Unter dem Deckmantel der Neutralität stellt sich Österreich an den Rand der ukrainischen Solidarität – und mitten in den Dreibund mit den Russland-Spezis in Belgrad und Budapest.
Unter Sebastian Kurz hat die ÖVP den Weg an den Rand der EU begonnen. Nehammer setzt den Marsch aus Europa fort. Sein Projekt ist der nationale Rechtsblock mit der FPÖ und sein „Niemals mit Kickl“-Schwur nicht mehr als ein Versuch, statt Andreas Babler eine Runde mit Kickl boxen zu dürfen. Mit Nehammers Erklärung steht nur fest, welches Versprechen die ÖVP als nächstes brechen wird.
Königsmacher
Für die entscheidende Wahl braucht die ÖVP noch einmal die Medien. „Schlossseiten“ weiß auch das: „Das Ehepaar ist bekannt als aktive Königsmacher.“ Dabei sind sie auch diesmal nicht allein. „Kurier“ und „express“ sind unter Schütz, Grasl und Salomon zwei ÖVP-Banken. „Heute“ verlangt diesmal nicht Regierungsinserate, sondern bloß die verlässliche Ablehnung jeder Vermögenssteuer. „Die Presse“ wird wie immer dabei sein. Die „Kronen Zeitung“ hat sich noch nicht festgelegt.
Das ist wahrscheinlich das Wichtigste, was von 37 nur ganz kurz unterbrochenen Regierungsjahren der ÖVP bleiben wird: Österreich ist das Land, in dem man sich fast alles kaufen kann – Politiker und Parteien, Zeitungen und Journalisten und damit die Macht. Wer zahlt, schafft an, und wer mit Steuergeld zahlt, tut sich beim Anschaffen leichter. Der Schlüssel zum österreichischen System ist Korruption. Ausländische Beobachter wundern sich dabei nur noch über eines: wie billig in Österreich alles ist.
Keiner will sie nehmen
Zum Schluss noch einmal zurück in die Welt der Schlösser. In ON 1309 fasst die WKStA Auswertungen zu „Postenbesetzungswünschen“ zusammen. Dort unterhalten sich Thomas Schmid und seine rechte Hand Melanie Lauré „über Eva, offenbar gemeint Mag. Eva HIEBLINGER-SCHÜTZ und ihre zukünftige Tätigkeit“.
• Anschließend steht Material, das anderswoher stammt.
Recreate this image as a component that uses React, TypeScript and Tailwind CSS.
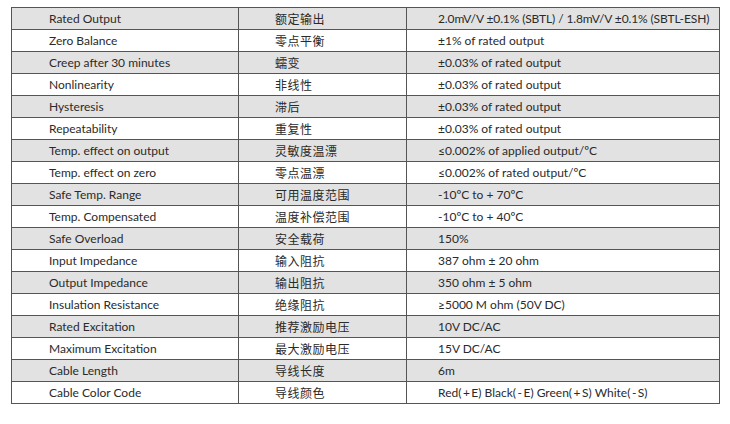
const rows: [string, string, string][] = [
  ['Rated Output', '额定输出', '2.0mV/V ±0.1% (SBTL) / 1.8mV/V ±0.1% (SBTL-ESH)'],
  ['Zero Balance', '零点平衡', '±1% of rated output'],
  ['Creep after 30 minutes', '蠕变', '±0.03% of rated output'],
  ['Nonlinearity', '非线性', '±0.03% of rated output'],
  ['Hysteresis', '滞后', '±0.03% of rated output'],
  ['Repeatability', '重复性', '±0.03% of rated output'],
  ['Temp. effect on output', '灵敏度温漂', '≤0.002% of applied output/ºC'],
  ['Temp. effect on zero', '零点温漂', '≤0.002% of rated output/ºC'],
  ['Safe Temp. Range', '可用温度范围', '-10ºC to + 70ºC'],
  ['Temp. Compensated', '温度补偿范围', '-10ºC to + 40ºC'],
  ['Safe Overload', '安全载荷', '150%'],
  ['Input Impedance', '输入阻抗', '387 ohm ± 20 ohm'],
  ['Output Impedance', '输出阻抗', '350 ohm ± 5 ohm'],
  ['Insulation Resistance', '绝缘阻抗', '≥5000 M ohm (50V DC)'],
  ['Rated Excitation', '推荐激励电压', '10V DC/AC'],
  ['Maximum Excitation', '最大激励电压', '15V DC/AC'],
  ['Cable Length', '导线长度', '6m'],
  ['Cable Color Code', '导线颜色', 'Red(\u2009+\u2009E) Black(\u2009-\u2009E) Green(\u2009+\u2009S) White(\u2009-\u2009S)'],
];

export default function App() {
  return (
    <div className="w-[730px] h-[424px] bg-white pt-[7px] pl-[11px] text-[#2a2a2a] font-['Lato','Noto_Sans_CJK_SC',sans-serif]">
      <table className="border-collapse border border-[#333] table-fixed w-[708px]">
        <colgroup>
          <col className="w-[227px]" />
          <col className="w-[168px]" />
          <col className="w-[313px]" />
        </colgroup>
        <tbody>
          {rows.map(([en, zh, val], i) => (
            <tr key={en} className={i % 2 === 0 ? 'bg-[#e2e2e2]' : 'bg-white'}>
              <td className="h-[22px] p-0 pl-[37px] border border-[#555] text-[12px] leading-[21px] whitespace-nowrap">{en}</td>
              <td className="h-[22px] p-0 pl-[36px] border border-[#555] text-[12px] leading-[21px] tracking-[0.5px] whitespace-nowrap font-['Noto_Sans_CJK_SC',sans-serif]">{zh}</td>
              <td className={`h-[22px] p-0 pl-[31px] border border-[#555] text-[12px] leading-[21px] whitespace-nowrap ${i === 0 ? 'tracking-[-0.12px]' : ''}`}>{val}</td>
            </tr>
          ))}
        </tbody>
      </table>
    </div>
  );
}
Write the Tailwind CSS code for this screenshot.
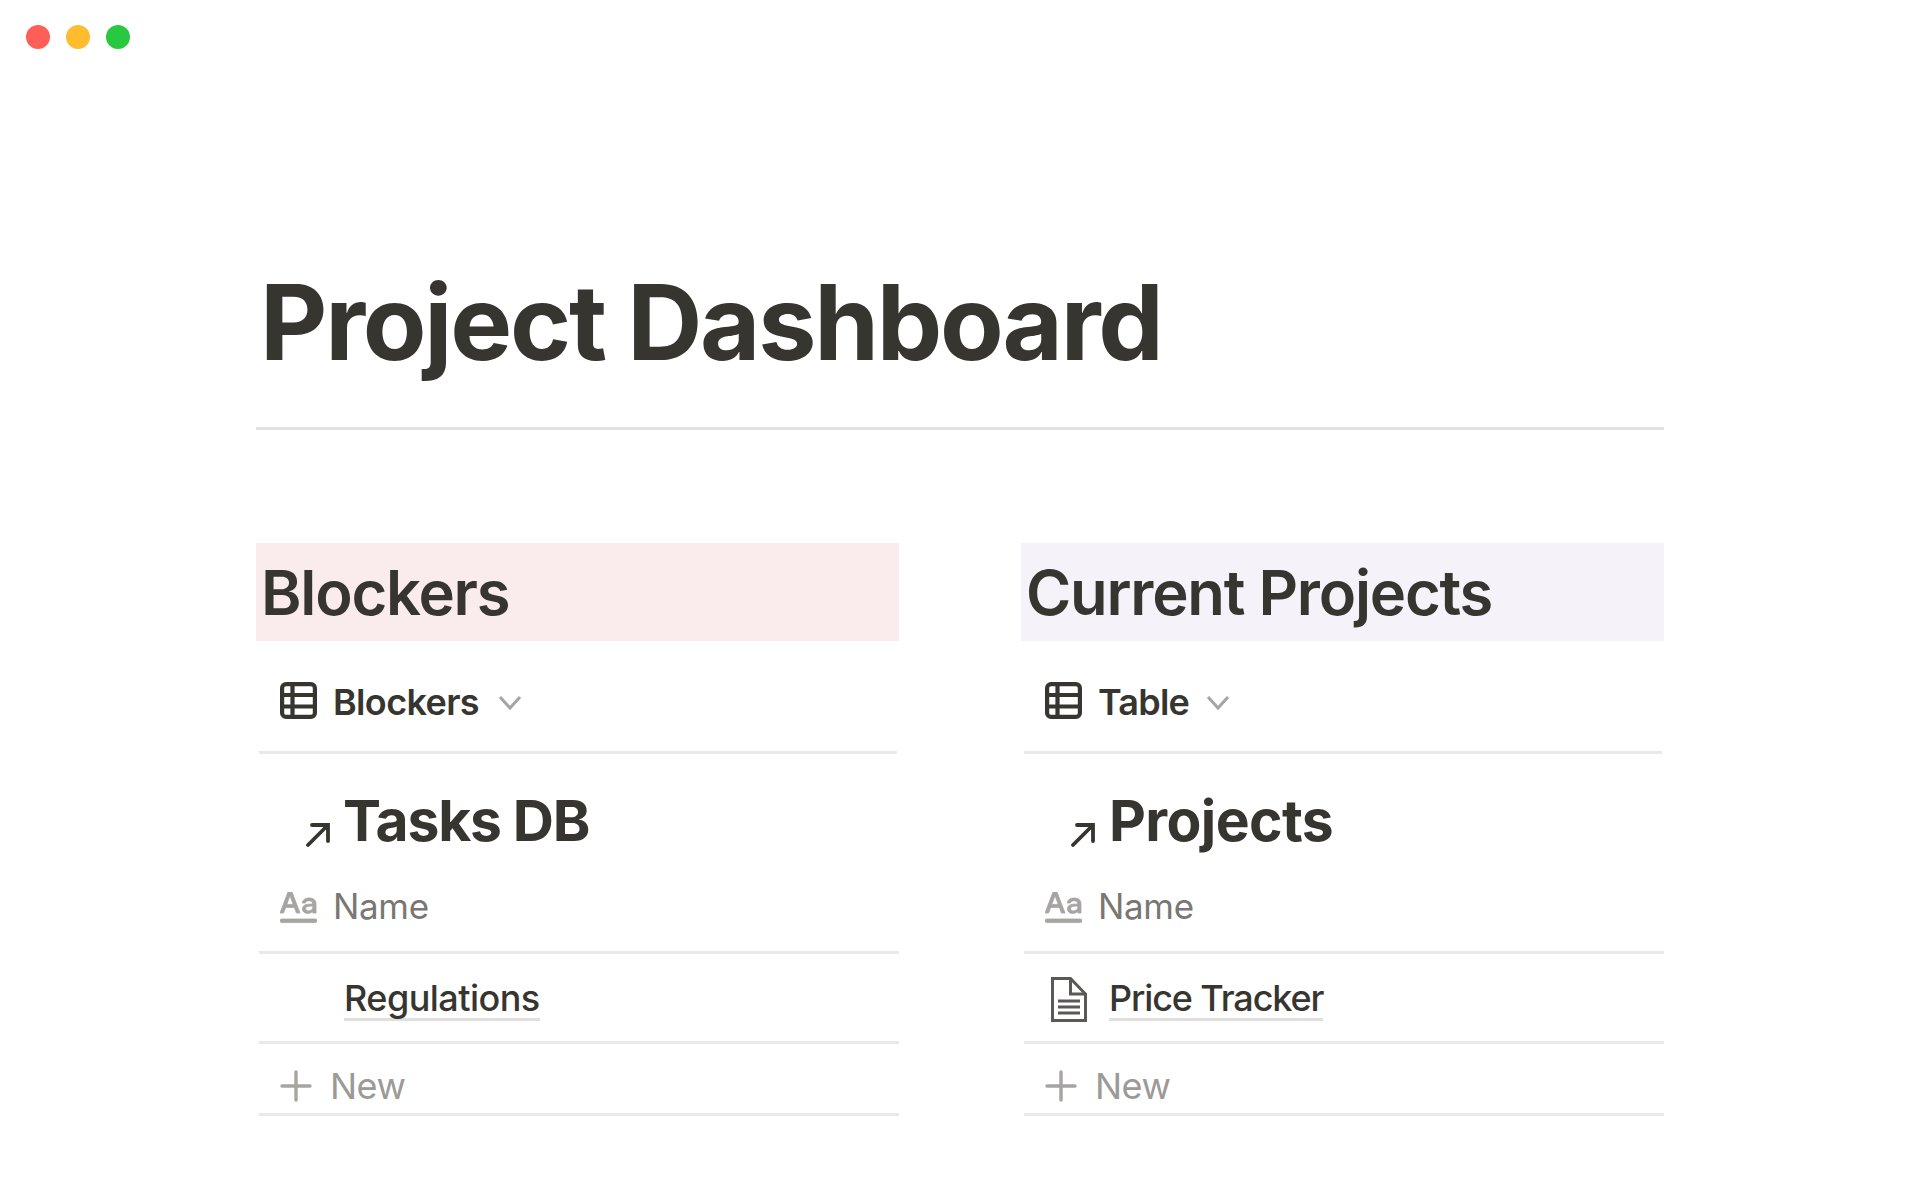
<!DOCTYPE html>
<html lang="en">
<head>
  <meta charset="UTF-8" />
  <title>Project Dashboard</title>
  <script src="https://cdn.jsdelivr.net/npm/@tailwindcss/browser@4"></script>
</head>
<body class="bg-white h-[1200px] overflow-hidden font-['Inter',sans-serif] text-[#37352f]">

  <!-- window controls -->
  <div class="flex gap-4 pl-[26px] pt-[25px]">
    <div class="w-6 h-6 rounded-full bg-[#ff5f57]"></div>
    <div class="w-6 h-6 rounded-full bg-[#febc2e]"></div>
    <div class="w-6 h-6 rounded-full bg-[#28c840]"></div>
  </div>

  <main class="mx-[256px] w-[1408px]">
    <h1 class="mt-[201px] pl-[4px] h-[145px] text-[104px] leading-[145px] font-bold tracking-[-0.0215em]">Project Dashboard</h1>
    <div class="mt-[32px] h-[3px] bg-[#e3e3e1]"></div>

    <div class="mt-[113px] grid grid-cols-[643px_643px] gap-x-[122px]">

      <!-- Blockers -->
      <section>
        <h2 class="h-[98px] pl-[5px] bg-[#faebec] text-[61.5px] leading-[100px] font-semibold tracking-[-0.02em]">Blockers</h2>
        <div class="ml-[3px] mr-[2px] h-[113px] border-b-[3px] border-[#e9e9e7] flex items-center pl-[21px] pt-[11px]">
          <svg class="w-[37px] h-[37px] -mt-[3px] text-[#37352f]" viewBox="0 0 37 37" fill="none" stroke="currentColor" stroke-width="4.200">
            <rect x="2.100" y="2.100" width="32.800" height="32.800" rx="4"/>
            <path d="M2.100 13h32.800M2.100 24.500h32.800M12.500 2.100v32.800"/>
          </svg>
          <span class="ml-[16px] text-[36px] leading-none font-semibold tracking-[-0.018em]">Blockers</span>
          <svg class="ml-[19px] mt-[2px] w-[24px] h-[16px] text-[#a6a5a1]" viewBox="0 0 24 16" fill="none" stroke="currentColor" stroke-width="3">
            <path d="M2 2l10 11L22 2"/>
          </svg>
        </div>
        <div class="ml-[3px] h-[104px] flex items-center pl-[46px] pt-[28px]">
          <svg class="w-[25px] h-[25px] mt-[28px] text-[#37352f]" viewBox="0 0 25 25" fill="none" stroke="currentColor" stroke-width="3.800" stroke-linecap="round">
            <path d="M3 23L22 4M7 3h16v16"/>
          </svg>
          <span class="ml-[13px] text-[57px] leading-none font-bold tracking-[-0.022em]">Tasks DB</span>
        </div>
        <div class="ml-[3px] h-[96px] border-b-[3px] border-[#e9e9e7] flex items-center pl-[21px] pt-[4px]">
          <svg class="w-[37px] h-[32px] mt-[2px] text-[#a6a5a1]" viewBox="0 0 37 32" fill="currentColor" stroke="currentColor" stroke-width="0.8">
            <path d="M0 21L8 0h4l8 21h-3.600l-2-5.600H5.600l-2 5.600H0zM6.800 12.400h6.400L10 3.600 6.800 12.400z"/>
            <path d="M29 6c4.500 0 7 2 7 6v9h-3.200v-2c-1 1.500-2.800 2.400-5 2.400-3.200 0-5.300-1.800-5.300-4.500 0-2.900 2.200-4.500 6-4.700l4.200-.2V12c0-2-1.300-3.200-3.700-3.200-2 0-3.300.8-3.700 2.200h-3C22.700 7.800 25.300 6 29 6zm3.800 9.600V14l-3.800.2c-2.200.1-3.400 1-3.400 2.400s1.200 2.300 3 2.300c2.400 0 4.200-1.400 4.200-3.300z"/>
            <rect x="0" y="27" width="37" height="3.600" rx="1.800"/>
          </svg>
          <span class="ml-[16px] text-[35px] leading-none text-[#787774] tracking-[-0.01em]">Name</span>
        </div>
        <div class="ml-[3px] h-[90px] border-b-[3px] border-[#e9e9e7] pl-[85px] pt-[4px] flex items-center">
          <span class="text-[36px] leading-[39px] font-medium border-b-[3px] border-[#dfdfdd] tracking-[-0.015em]">Regulations</span>
        </div>
        <div class="ml-[3px] h-[72px] border-b-[3px] border-[#e9e9e7] flex items-center pl-[21px] pt-[14px]">
          <svg class="w-[32px] h-[32px] text-[#a6a5a1]" viewBox="0 0 32 32" fill="none" stroke="currentColor" stroke-width="3.400" stroke-linecap="round">
            <path d="M16 2v28M2 16h28"/>
          </svg>
          <span class="ml-[18px] text-[36px] leading-none text-[#9b9a97] tracking-[-0.015em]">New</span>
        </div>
      </section>

      <!-- Current Projects -->
      <section>
        <h2 class="h-[98px] pl-[5px] bg-[#f5f3f9] text-[61.5px] leading-[100px] font-semibold tracking-[-0.02em]">Current Projects</h2>
        <div class="ml-[3px] mr-[2px] h-[113px] border-b-[3px] border-[#e9e9e7] flex items-center pl-[21px] pt-[11px]">
          <svg class="w-[37px] h-[37px] -mt-[3px] text-[#37352f]" viewBox="0 0 37 37" fill="none" stroke="currentColor" stroke-width="4.200">
            <rect x="2.100" y="2.100" width="32.800" height="32.800" rx="4"/>
            <path d="M2.100 13h32.800M2.100 24.500h32.800M12.500 2.100v32.800"/>
          </svg>
          <span class="ml-[16px] text-[36px] leading-none font-semibold tracking-[-0.022em]">Table</span>
          <svg class="ml-[17px] mt-[2px] w-[24px] h-[16px] text-[#a6a5a1]" viewBox="0 0 24 16" fill="none" stroke="currentColor" stroke-width="3">
            <path d="M2 2l10 11L22 2"/>
          </svg>
        </div>
        <div class="ml-[3px] h-[104px] flex items-center pl-[46px] pt-[28px]">
          <svg class="w-[25px] h-[25px] mt-[28px] text-[#37352f]" viewBox="0 0 25 25" fill="none" stroke="currentColor" stroke-width="3.800" stroke-linecap="round">
            <path d="M3 23L22 4M7 3h16v16"/>
          </svg>
          <span class="ml-[14px] text-[57px] leading-none font-bold tracking-[-0.011em]">Projects</span>
        </div>
        <div class="ml-[3px] h-[96px] border-b-[3px] border-[#e9e9e7] flex items-center pl-[21px] pt-[4px]">
          <svg class="w-[37px] h-[32px] mt-[2px] text-[#a6a5a1]" viewBox="0 0 37 32" fill="currentColor" stroke="currentColor" stroke-width="0.8">
            <path d="M0 21L8 0h4l8 21h-3.600l-2-5.600H5.600l-2 5.600H0zM6.800 12.400h6.400L10 3.600 6.800 12.400z"/>
            <path d="M29 6c4.500 0 7 2 7 6v9h-3.200v-2c-1 1.500-2.800 2.400-5 2.400-3.200 0-5.300-1.800-5.300-4.500 0-2.900 2.200-4.500 6-4.700l4.200-.2V12c0-2-1.300-3.200-3.700-3.200-2 0-3.300.8-3.700 2.200h-3C22.700 7.800 25.300 6 29 6zm3.800 9.600V14l-3.800.2c-2.200.1-3.400 1-3.400 2.400s1.200 2.300 3 2.300c2.400 0 4.200-1.400 4.200-3.300z"/>
            <rect x="0" y="27" width="37" height="3.600" rx="1.800"/>
          </svg>
          <span class="ml-[16px] text-[35px] leading-none text-[#787774] tracking-[-0.01em]">Name</span>
        </div>
        <div class="ml-[3px] h-[90px] border-b-[3px] border-[#e9e9e7] pl-[27px] pt-[4px] flex items-center">
          <svg class="w-[36px] h-[45px] mr-[22px] text-[#5a5955]" viewBox="0 0 36 45" fill="none" stroke="currentColor" stroke-width="3">
            <path d="M1.500 1.500h18L34.500 17v26.500h-33z"/>
            <path d="M19.500 1.500V17h15"/>
            <path d="M7 24h22M7 30h22M7 36h22"/>
          </svg>
          <span class="text-[36px] leading-[39px] font-medium border-b-[3px] border-[#dfdfdd] tracking-[-0.031em]">Price Tracker</span>
        </div>
        <div class="ml-[3px] h-[72px] border-b-[3px] border-[#e9e9e7] flex items-center pl-[21px] pt-[14px]">
          <svg class="w-[32px] h-[32px] text-[#a6a5a1]" viewBox="0 0 32 32" fill="none" stroke="currentColor" stroke-width="3.400" stroke-linecap="round">
            <path d="M16 2v28M2 16h28"/>
          </svg>
          <span class="ml-[18px] text-[36px] leading-none text-[#9b9a97] tracking-[-0.015em]">New</span>
        </div>
      </section>

    </div>
  </main>
</body>
</html>
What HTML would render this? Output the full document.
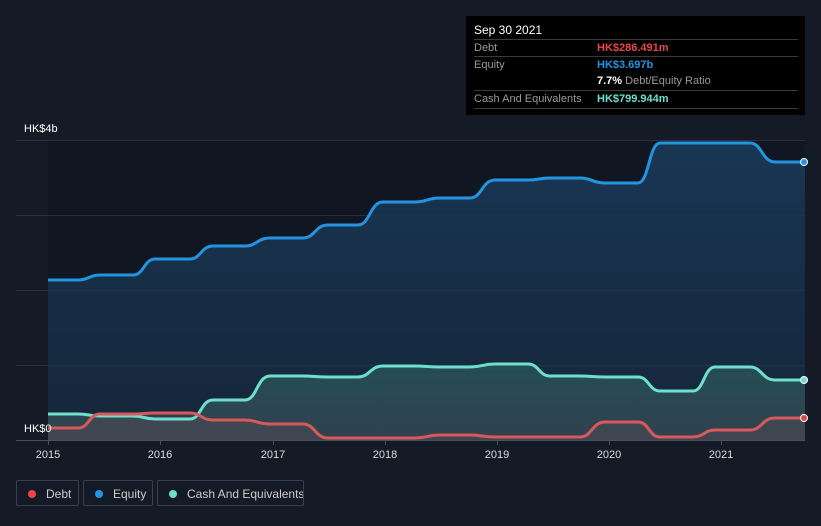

TS: Wie geht’s der Eva? Ist sie ruhiger?
ML: Sie hat mir gestern ihren neuen Plan mitgeteilt.
TS: Der da wäre?
ML: Ich soll mit ihr darüber reden und vorfühlen. Sie will präsent sein und politisch Themen machen und keine Verwaltung mehr.
TS: Dann kann sie gleich morgen gehen. Es geht NICHT um sie. Sondern um das BMF. Wann checkt sie das endlich.
ML: Ja, gar nicht. Wir beschäftigen uns den ganzen Tag mit ihr und ihren Problemen.
Schmid und Lauré überlegen, wohin sie „Eva“ loswerden könnten. Gernot Blümel ist eine Option.
TS: Gernot soll sie nehmen. Als part time-Begleitung. Im Ernst. Da passt sie super hin. Das wäre es doch. Kultur im BKA (Bundeskanzleramt). Das könnte die sogar.
ML: Keiner will sie nehmen.
TS: Sie ist arm.
Mit „exxpress.at“ hat ihnen Eva Hieblinger-Schütz die passende Antwort gegeben.